For nearly a quarter century, Ruth Elmstedt has been waiting for a moment like this - the Publishers Clearing House "prize patrol" coming to her door with a fat check.

And, just days before Christmas, she got a call.

"I thought it really was from Publishers Clearing House," Elmstedt said. "I was so happy. I thought, 'Oh the things I can do with that money!'"

The caller told the 78-year-old she'd won $400,000 - and all she had to do was send a cashier's check for $2,200 to prepay part of the taxes, reports CBS News Correspondent Cynthia Bowers.

The claim sounded sincere, particularly since Ruth remembered seeing a Minnesota couple win the $10 million prize last year. So she let herself believe in a Christmas miracle.

"I was going to send it in. I called my bank and was making arrangements," she said.

Her bank got suspicious. So did her son, Gary - especially when the phone kept ringing.

"Each call they stepped up the pressure on her," Gary Elmstedt said. "Haven't you sent the check yet? How come you haven't? Don't you want to win?"

Sensing a scam, he called the Minnesota Attorney General's office. Within hours, the state phone bank had received a dozen similar complaints - including some where the brazen crooks even posed as IRS agents looking for sweepstakes tax money.

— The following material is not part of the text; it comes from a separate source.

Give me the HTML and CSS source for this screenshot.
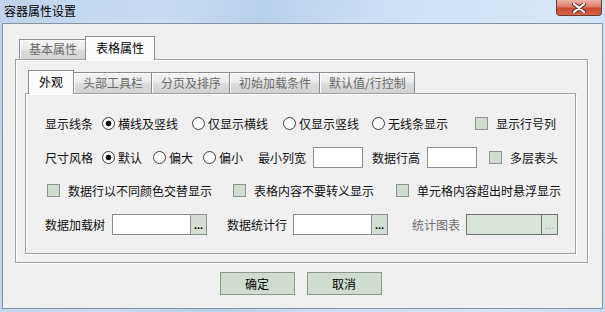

The flood of calls suggested a con team was targeting the state, using new tricks like prepaid calling cards to make the calls even harder to trace.

"That's very new. Very new. And a lot of these scams that we're seeing, the scams in and of themselves are probably old. But they follow the invention of technology," said Minnesota Solicitor General Lori Swanson.

Publishers Clearing House says it is working with law enforcement to track down these con artists, but stresses it never contacts sweepstakes winners by phone.

"If you receive a call from somebody saying that you've won a prize, if they are requiring money, hang up the phone, it's not a legitimate sweepstakes offer," said Chris Irving of Publishers Clearing House Sweepstakes.

And to make matters even worse, falling for this con could be just the beginning of someone's problems.

"These type of scam artists often don't stop at that particular check. Once they know your name and your address and your check routing numbers, they can use it to do all kinds of things to ruin your identity," Swanson said.

That would be enough to ruin anyone's holiday.